The exercise:
For the data below, work out how many lines contain the word "this" and supply only that number.

Information supplied:
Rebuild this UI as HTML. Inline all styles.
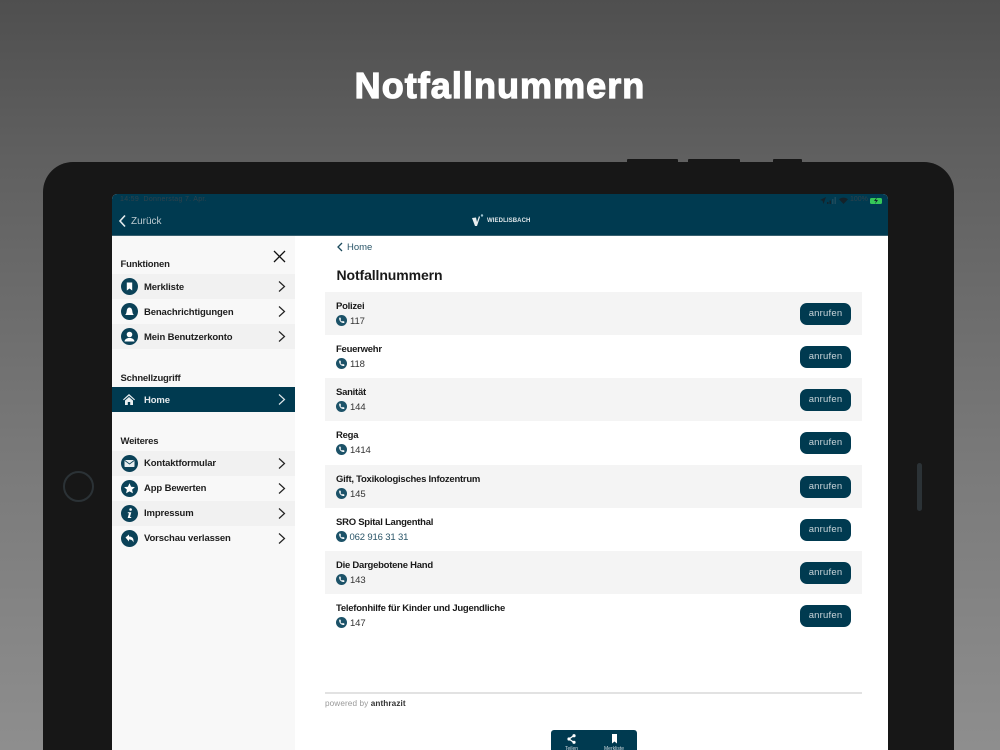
<!DOCTYPE html>
<html lang="de"><head><meta charset="utf-8"><title>Notfallnummern</title>
<style>
html,body{margin:0;padding:0;width:1000px;height:750px;overflow:hidden}
body{position:relative;background:linear-gradient(180deg,#4f4f4f 0,#5f5f5f 150px,#7b7b7b 480px,#8e8e8e 750px);font-family:"Liberation Sans",sans-serif;color:#1a1a1a}
div,span,svg{position:absolute;white-space:nowrap}
.h{left:0;top:64px;width:1000px;text-align:center;color:#fff;font-weight:700;font-size:36px;line-height:44px;letter-spacing:1.05px;-webkit-text-stroke:1.2px #fff}
.tablet{left:43px;top:162px;width:911px;height:620px;background:#171717;border-radius:30px}
.btnb{top:159px;height:4px;background:#171717;border-radius:1px 1px 0 0}
.screen{left:112px;top:194px;width:776px;height:556px;background:#fff;border-radius:5px 5px 0 0;overflow:hidden}
.top{left:0;top:0;width:776px;height:42px;background:#003a50;border-bottom:1px solid #38606f;box-sizing:border-box}
.side{left:0;top:42px;width:183px;height:514px;background:#f8f8f8}
.sh{left:8.500px;font-size:9.500px;font-weight:700;line-height:14px;color:#222;letter-spacing:-.2px}
.sr{left:0;width:183px;height:25px}
.sr.a{background:#f1f1f1}
.sr.home{background:#003a50;height:25px}
.sr b{position:absolute;left:32px;top:.5px;line-height:25px;font-size:9.500px;color:#1d1d1d;letter-spacing:-.13px}
.ic{left:9px;top:4px;width:17px;height:17px;border-radius:50%;background:#0b4258}
.ic svg{left:0;top:0;width:17px;height:17px}
.cv{left:166px;top:7px;width:8px;height:11px}
.row{left:213px;width:537px;height:43px}
.row.a{background:#f4f4f4}
.row b{position:absolute;left:11px;top:8px;font-size:9.500px;line-height:13px;color:#1a1a1a;letter-spacing:-.25px}
.ph{left:11px;top:22.500px;width:11px;height:11px}
.num{position:absolute;left:25px;top:22.500px;font-size:9.500px;line-height:13px;color:#333;letter-spacing:-.1px}
.call{left:475px;top:10.500px;width:51px;height:22px;border-radius:7px;background:#003a50;color:#c9d5da;font-size:9.500px;line-height:21.500px;text-align:center;letter-spacing:.2px}
</style></head><body>
<div class="h">Notfallnummern</div>
<div class="btnb" style="left:627px;width:51px"></div>
<div class="btnb" style="left:688px;width:52px"></div>
<div class="btnb" style="left:773px;width:29px"></div>
<div class="tablet"></div>
<div style="left:63px;top:471px;width:27px;height:27px;border:2px solid #2b3236;border-radius:50%"></div>
<div style="left:917px;top:463px;width:5px;height:48px;background:#2b3236;border-radius:3px"></div>

<div class="screen">
 <div class="top">
  <span style="left:8px;top:0;font-size:7px;line-height:12px;color:#2e424c;letter-spacing:.3px">14:59&nbsp;&nbsp;Donnerstag 7. Apr.</span>
  <svg style="left:6px;top:20px;width:9px;height:14px" viewBox="0 0 9 14"><path d="M7 1.500 2 7l5 5.500" fill="none" stroke="#e4ebee" stroke-width="1.600"/></svg>
  <span style="left:19px;top:20.500px;font-size:10px;line-height:14px;color:#bccbd1">Zurück</span>
  <svg style="left:360px;top:20px;width:12px;height:13px" viewBox="0 0 12 13"><path d="M0 4 4 3.500 5 8 7 2 8 3 5 12H3z" fill="#e8eef0"/><circle cx="10" cy="1.500" r="1.200" fill="#9fc3d0"/></svg>
  <span style="left:375px;top:22px;font-size:6px;line-height:10px;font-weight:700;color:#dfe7ea;letter-spacing:.1px">WIEDLISBACH</span>
  <svg style="left:708px;top:3px;width:6px;height:7px" viewBox="0 0 6 7"><path d="M6 0 0 3l2.500.8L3.500 7z" fill="#14222a"/></svg>
  <svg style="left:715px;top:3px;width:9px;height:7px" viewBox="0 0 9 7"><path d="M0 5h1.500v2H0zM2.500 3.500H4V7H2.500z" fill="#14222a"/><path d="M5 2h1.500v5H5zM7.500 0H9v7H7.500z" fill="#1c4a5c"/></svg>
  <svg style="left:727px;top:3px;width:9px;height:7px" viewBox="0 0 9 7"><path d="M0 2.300C2.500 0 6.500 0 9 2.300L4.500 7z" fill="#14222a"/></svg>
  <span style="left:738px;top:0;font-size:7px;line-height:12px;color:#2e424c">100%</span>
  <div style="left:758px;top:3.500px;width:12px;height:6px;background:#35c759;border-radius:1.500px"></div>
  <svg style="left:761px;top:3px;width:6px;height:7px" viewBox="0 0 6 7"><path d="M4 0 1 4h2L2 7l3-4H3z" fill="#10242d"/></svg>
 </div>

 <div class="side">
  <svg style="left:161px;top:14px;width:13px;height:13px" viewBox="0 0 13 13"><path d="M1 1l11 11M12 1 1 12" stroke="#111" stroke-width="1.300" fill="none"/></svg>
  <div class="sh" style="top:21.500px">Funktionen</div>

  <div class="sr a" style="top:38px"><div class="ic"><svg viewBox="0 0 17 17"><path d="M5.800 4.500h5.400v8l-2.700-2-2.700 2z" fill="#fff"/></svg></div><b>Merkliste</b>
   <svg class="cv" viewBox="0 0 8 11"><path d="M1 .5 6.500 5.500 1 10.500" fill="none" stroke="#222" stroke-width="1.200"/></svg></div>
  <div class="sr" style="top:63px"><div class="ic"><svg viewBox="0 0 17 17"><path d="M4 12c1.500-1 1.500-3 1.800-4.500C6.100 5.500 7.200 4.500 8.500 4.500s2.400 1 2.700 3C11.500 9 11.500 11 13 12z" fill="#fff"/></svg></div><b>Benachrichtigungen</b>
   <svg class="cv" viewBox="0 0 8 11"><path d="M1 .5 6.500 5.500 1 10.500" fill="none" stroke="#222" stroke-width="1.200"/></svg></div>
  <div class="sr a" style="top:88px"><div class="ic"><svg viewBox="0 0 17 17"><circle cx="8.500" cy="6.500" r="2.800" fill="#fff"/><path d="M3.500 13.500c.3-2.500 2.500-3 3.500-3.500h3c1 .5 3.200 1 3.500 3.500z" fill="#fff"/></svg></div><b>Mein Benutzerkonto</b>
   <svg class="cv" viewBox="0 0 8 11"><path d="M1 .5 6.500 5.500 1 10.500" fill="none" stroke="#222" stroke-width="1.200"/></svg></div>

  <div class="sh" style="top:135.500px">Schnellzugriff</div>
  <div class="sr home" style="top:151px"><svg style="left:11px;top:7px;width:12px;height:11px" viewBox="0 0 12 11"><path d="M6 0 0 5.500l.8.800L6 1.800l5.200 4.500.8-.8zM2 6.500 6 3l4 3.500V11H7.200V8H4.800v3H2z" fill="#e8eef0"/></svg><b style="color:#e3e9ec">Home</b>
   <svg class="cv" viewBox="0 0 8 11"><path d="M1 .5 6.500 5.500 1 10.500" fill="none" stroke="#dfe6e9" stroke-width="1.200"/></svg></div>

  <div class="sh" style="top:198.500px">Weiteres</div>
  <div class="sr a" style="top:214.500px"><div class="ic"><svg viewBox="0 0 17 17"><rect x="3.500" y="5" width="10" height="7" rx=".8" fill="#e8eef0"/><path d="M3.800 5.500 8.500 9l4.700-3.500" fill="none" stroke="#0b4258" stroke-width=".8"/></svg></div><b>Kontaktformular</b>
   <svg class="cv" viewBox="0 0 8 11"><path d="M1 .5 6.500 5.500 1 10.500" fill="none" stroke="#222" stroke-width="1.200"/></svg></div>
  <div class="sr" style="top:239.500px"><div class="ic"><svg viewBox="0 0 17 17"><path d="m8.500 3.200 1.600 3.500 3.800.4-2.800 2.500.8 3.700-3.400-1.900-3.400 1.900.8-3.700L3.100 7.100l3.800-.4z" fill="#fff"/></svg></div><b>App Bewerten</b>
   <svg class="cv" viewBox="0 0 8 11"><path d="M1 .5 6.500 5.500 1 10.500" fill="none" stroke="#222" stroke-width="1.200"/></svg></div>
  <div class="sr a" style="top:264.500px"><div class="ic"><svg viewBox="0 0 17 17"><circle cx="9.600" cy="4.500" r="1.300" fill="#fff"/><path d="M6.800 7.200h3.500L9 12h1.200v1H6.700L8 8.200H6.800z" fill="#fff"/></svg></div><b>Impressum</b>
   <svg class="cv" viewBox="0 0 8 11"><path d="M1 .5 6.500 5.500 1 10.500" fill="none" stroke="#222" stroke-width="1.200"/></svg></div>
  <div class="sr" style="top:289.500px"><div class="ic"><svg viewBox="0 0 17 17"><path d="M4.500 7.500 8 4.500v2c3 0 5 1.500 4.500 6-.7-2-2-3-4.500-3v2z" fill="#fff"/></svg></div><b>Vorschau verlassen</b>
   <svg class="cv" viewBox="0 0 8 11"><path d="M1 .5 6.500 5.500 1 10.500" fill="none" stroke="#222" stroke-width="1.200"/></svg></div>
 </div>

 <svg style="left:225px;top:48px;width:6px;height:10px" viewBox="0 0 6 10"><path d="M5 1 1 5l4 4" fill="none" stroke="#1c4a5c" stroke-width="1.300"/></svg>
 <span style="left:235px;top:46.500px;font-size:9.500px;line-height:14px;color:#2a5568">Home</span>
 <span style="left:224.500px;top:71.500px;font-size:14px;line-height:18px;font-weight:700;color:#1a1a1a;letter-spacing:-.1px">Notfallnummern</span>

 <div class="row a" style="top:98px"><b>Polizei</b><svg class="ph" viewBox="0 0 11 11"><circle cx="5.500" cy="5.500" r="5.500" fill="#1c5268"/><path d="M3 2.800 4.300 2.500l.8 1.700-.7.700c.3.800.9 1.400 1.700 1.700l.7-.7 1.700.8-.3 1.300c-3 .3-5.300-2-5-5.200z" fill="#fff"/></svg><span class="num">117</span><div class="call">anrufen</div></div>
 <div class="row" style="top:141px"><b>Feuerwehr</b><svg class="ph" viewBox="0 0 11 11"><circle cx="5.500" cy="5.500" r="5.500" fill="#1c5268"/><path d="M3 2.800 4.300 2.500l.8 1.700-.7.700c.3.800.9 1.400 1.700 1.700l.7-.7 1.700.8-.3 1.300c-3 .3-5.300-2-5-5.200z" fill="#fff"/></svg><span class="num">118</span><div class="call">anrufen</div></div>
 <div class="row a" style="top:184px"><b>Sanität</b><svg class="ph" viewBox="0 0 11 11"><circle cx="5.500" cy="5.500" r="5.500" fill="#1c5268"/><path d="M3 2.800 4.300 2.500l.8 1.700-.7.700c.3.800.9 1.400 1.700 1.700l.7-.7 1.700.8-.3 1.300c-3 .3-5.300-2-5-5.200z" fill="#fff"/></svg><span class="num">144</span><div class="call">anrufen</div></div>
 <div class="row" style="top:227px"><b>Rega</b><svg class="ph" viewBox="0 0 11 11"><circle cx="5.500" cy="5.500" r="5.500" fill="#1c5268"/><path d="M3 2.800 4.300 2.500l.8 1.700-.7.700c.3.800.9 1.400 1.700 1.700l.7-.7 1.700.8-.3 1.300c-3 .3-5.300-2-5-5.200z" fill="#fff"/></svg><span class="num">1414</span><div class="call">anrufen</div></div>
 <div class="row a" style="top:271px"><b>Gift, Toxikologisches Infozentrum</b><svg class="ph" viewBox="0 0 11 11"><circle cx="5.500" cy="5.500" r="5.500" fill="#1c5268"/><path d="M3 2.800 4.300 2.500l.8 1.700-.7.700c.3.800.9 1.400 1.700 1.700l.7-.7 1.700.8-.3 1.300c-3 .3-5.300-2-5-5.200z" fill="#fff"/></svg><span class="num">145</span><div class="call">anrufen</div></div>
 <div class="row" style="top:314px"><b>SRO Spital Langenthal</b><svg class="ph" viewBox="0 0 11 11"><circle cx="5.500" cy="5.500" r="5.500" fill="#1c5268"/><path d="M3 2.800 4.300 2.500l.8 1.700-.7.700c.3.800.9 1.400 1.700 1.700l.7-.7 1.700.8-.3 1.300c-3 .3-5.300-2-5-5.200z" fill="#fff"/></svg><span class="num" style="color:#2a5568;left:24.500px;letter-spacing:-.15px">062 916 31 31</span><div class="call">anrufen</div></div>
 <div class="row a" style="top:357px"><b>Die Dargebotene Hand</b><svg class="ph" viewBox="0 0 11 11"><circle cx="5.500" cy="5.500" r="5.500" fill="#1c5268"/><path d="M3 2.800 4.300 2.500l.8 1.700-.7.700c.3.800.9 1.400 1.700 1.700l.7-.7 1.700.8-.3 1.300c-3 .3-5.300-2-5-5.200z" fill="#fff"/></svg><span class="num">143</span><div class="call">anrufen</div></div>
 <div class="row" style="top:400px"><b>Telefonhilfe für Kinder und Jugendliche</b><svg class="ph" viewBox="0 0 11 11"><circle cx="5.500" cy="5.500" r="5.500" fill="#1c5268"/><path d="M3 2.800 4.300 2.500l.8 1.700-.7.700c.3.800.9 1.400 1.700 1.700l.7-.7 1.700.8-.3 1.300c-3 .3-5.300-2-5-5.200z" fill="#fff"/></svg><span class="num">147</span><div class="call">anrufen</div></div>

 <div style="left:213px;top:498px;width:537px;height:2px;background:#e2e2e2"></div>
 <span style="left:213px;top:504px;font-size:8.200px;line-height:12px;color:#999;letter-spacing:.1px">powered by <b style="color:#333">anthrazit</b></span>

 <div style="left:439px;top:536px;width:86px;height:24px;background:#003a50;border-radius:3px 3px 0 0"></div>
 <svg style="left:455px;top:540px;width:9px;height:10px" viewBox="0 0 9 10"><path d="M7 1.500 2 5l5 3.500" fill="none" stroke="#fff" stroke-width="1.300"/><circle cx="7" cy="1.700" r="1.600" fill="#fff"/><circle cx="2" cy="5" r="1.600" fill="#fff"/><circle cx="7" cy="8.300" r="1.600" fill="#fff"/></svg>
 <svg style="left:499px;top:540px;width:7px;height:10px" viewBox="0 0 7 10"><path d="M1 0h5v9.500l-2.500-2-2.500 2z" fill="#fff"/></svg>
 <span style="left:453px;top:552px;font-size:5px;line-height:7px;color:#cfdade">Teilen</span>
 <span style="left:492px;top:552px;font-size:5px;line-height:7px;color:#cfdade">Merkliste</span>
</div>
</body></html>
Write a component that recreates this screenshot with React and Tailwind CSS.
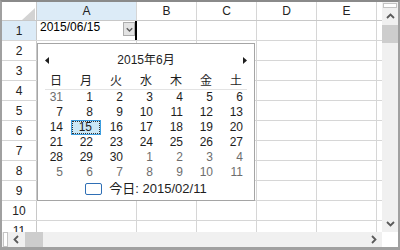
const SANS = "font-['Liberation_Sans','Noto_Sans_CJK_JP',sans-serif]"

const weeks = [
  [31, 1, 2, 3, 4, 5, 6],
  [7, 8, 9, 10, 11, 12, 13],
  [14, 15, 16, 17, 18, 19, 20],
  [21, 22, 23, 24, 25, 26, 27],
  [28, 29, 30, 1, 2, 3, 4],
  [5, 6, 7, 8, 9, 10, 11],
]

const dayNames = ['日', '月', '火', '水', '木', '金', '土']

function isOtherMonth(w, d) {
  return (w === 0 && d === 0) || (w === 4 && d >= 3) || w === 5
}

function Chevron({ dir, className }) {
  const pts = {
    up: '1,6 4.5,2.5 8,6',
    down: '1,3 4.5,6.5 8,3',
    left: '6,1 2.5,4.5 6,8',
    right: '3,1 6.5,4.5 3,8',
  }
  return (
    <svg className={className} width="9" height="9" viewBox="0 0 9 9">
      <polyline points={pts[dir]} fill="none" stroke="#5a5a5a" strokeWidth="1.8" />
    </svg>
  )
}

function Calendar() {
  return (
    <div className={`absolute left-[35px] top-[41px] w-[218px] h-[158px] bg-white border border-[#a5a5a5] ${SANS} text-[#1e1e1e]`}>
      {/* Month header */}
      <div className="mt-[8px] h-[16px] flex items-center justify-between px-[7px]">
        <svg width="4" height="7" viewBox="0 0 4 7"><polygon points="4,0 0,3.5 4,7" fill="#1e1e1e" /></svg>
        <span className="text-[12px] leading-[16px]">2015年6月</span>
        <svg width="4" height="7" viewBox="0 0 4 7"><polygon points="0,0 4,3.5 0,7" fill="#1e1e1e" /></svg>
      </div>

      {/* Weekday names */}
      <div className="mt-[6px] mx-[3px] grid grid-cols-[repeat(7,30px)] h-[15px] text-[12px] leading-[15px]">
        {dayNames.map((d) => (
          <span key={d} className="text-center">{d}</span>
        ))}
      </div>
      <div className="mx-[7px] h-px bg-[#e3e3e3]" />

      {/* Dates */}
      <div className="mx-[3px] grid grid-cols-[repeat(7,30px)] text-[12px] leading-[13px]">
        {weeks.map((week, w) =>
          week.map((d, i) => {
            const selected = w === 2 && i === 1
            return (
              <div
                key={`${w}-${i}`}
                className={`h-[15px] flex items-center justify-end pr-[8px] ${isOtherMonth(w, i) ? 'text-[#6d6d6d]' : ''} ${selected ? 'bg-[#cce8f6] border border-[#3c9ee0] outline-1 outline-dotted outline-[#333] -outline-offset-2 pr-[7px]' : ''}`}
              >
                {d}
              </div>
            )
          })
        )}
      </div>

      {/* Today */}
      <div className="mt-[2px] h-[14px] flex items-center justify-center gap-[7px] text-[13px] leading-[14px]">
        <span className="w-[17px] h-[12px] rounded-[2px] border-[1.5px] border-[#2f6fb5]" />
        <span>今日: 2015/02/11</span>
      </div>
    </div>
  )
}

function SheetRow({ n }) {
  const active = n === 1
  return (
    <div className="flex h-[20px] shrink-0 border-b border-[#d6d6d6]">
      <div className={`w-[35px] shrink-0 border-r border-[#c8c8c8] flex items-center justify-center text-[12px] text-[#222] ${active ? 'bg-[#dcebf7]' : 'bg-white'}`}>
        {n}
      </div>
      <div className={`w-[100px] shrink-0 relative ${active ? 'border-r-2 border-black' : 'border-r border-[#d6d6d6]'}`}>
        {active && (
          <>
            <span className="absolute left-[3px] top-0 text-[12px] leading-[12px] text-black">2015/06/15</span>
            <div className="absolute left-[86px] top-[1px] w-[12px] h-[14px] border border-[#adadad] bg-[#e3e3e3] flex items-center justify-center">
              <Chevron dir="down" className="w-[7px] h-[7px]" />
            </div>
          </>
        )}
      </div>
      <div className="w-[60px] shrink-0 border-r border-[#d6d6d6]" />
      <div className="w-[60px] shrink-0 border-r border-[#d6d6d6]" />
      <div className="w-[60px] shrink-0 border-r border-[#d6d6d6]" />
      <div className="w-[60px] shrink-0 border-r border-[#d6d6d6]" />
      <div className="flex-1" />
    </div>
  )
}

export default function App() {
  const rows = [1, 2, 3, 4, 5, 6, 7, 8, 9, 10, 11]

  return (
    <div className={`w-[400px] h-[250px] bg-white border-2 border-b-[3px] border-[#a0a0a0] border-t-[#8a8a8a] flex flex-col ${SANS}`}>
      <div className="flex h-[230px] shrink-0">
        {/* Sheet */}
        <div className="relative w-[380px] shrink-0 overflow-hidden flex flex-col">
          <div className="flex h-[19px] shrink-0 border-b border-[#c8c8c8] text-[12px] text-[#222]">
            <div className="w-[35px] shrink-0 border-r border-[#c8c8c8] relative">
              <svg className="absolute left-[20px] top-[6px]" width="13" height="12" viewBox="0 0 13 12">
                <polygon points="13,0 13,12 0,12" fill="#d3d3d3" />
              </svg>
            </div>
            <div className="w-[100px] shrink-0 border-r border-[#d6d6d6] bg-[#dcebf7] flex items-center justify-center">A</div>
            <div className="w-[60px] shrink-0 border-r border-[#d6d6d6] flex items-center justify-center">B</div>
            <div className="w-[60px] shrink-0 border-r border-[#d6d6d6] flex items-center justify-center">C</div>
            <div className="w-[60px] shrink-0 border-r border-[#d6d6d6] flex items-center justify-center">D</div>
            <div className="w-[60px] shrink-0 border-r border-[#d6d6d6] flex items-center justify-center">E</div>
            <div className="flex-1" />
          </div>
          {rows.map((n) => (
            <SheetRow key={n} n={n} />
          ))}
          <Calendar />
        </div>

        {/* Vertical scrollbar */}
        <div className="w-[16px] shrink-0 bg-[#f0f0f0] flex flex-col">
          <div className="mt-[1px] h-[5px] border border-[#c4c4c4] bg-white mx-[1px]" />
          <div className="h-[17px] flex items-center justify-center">
            <Chevron dir="up" />
          </div>
          <div className="h-[18px] bg-[#cdcdcd]" />
          <div className="flex-1" />
          <div className="h-[17px] flex items-center justify-center">
            <Chevron dir="down" />
          </div>
        </div>
      </div>

      {/* Horizontal scrollbar */}
      <div className="flex h-[15px] shrink-0">
        <div className="w-[380px] shrink-0 bg-[#f0f0f0] flex">
          <div className="ml-[1px] w-[5px] border border-[#c4c4c4] bg-white" />
          <div className="w-[17px] flex items-center justify-center">
            <Chevron dir="left" />
          </div>
          <div className="w-[18px] bg-[#cdcdcd]" />
          <div className="flex-1" />
          <div className="w-[17px] flex items-center justify-center">
            <Chevron dir="right" />
          </div>
        </div>
        <div className="flex-1 bg-white" />
      </div>
    </div>
  )
}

Exercise output:
2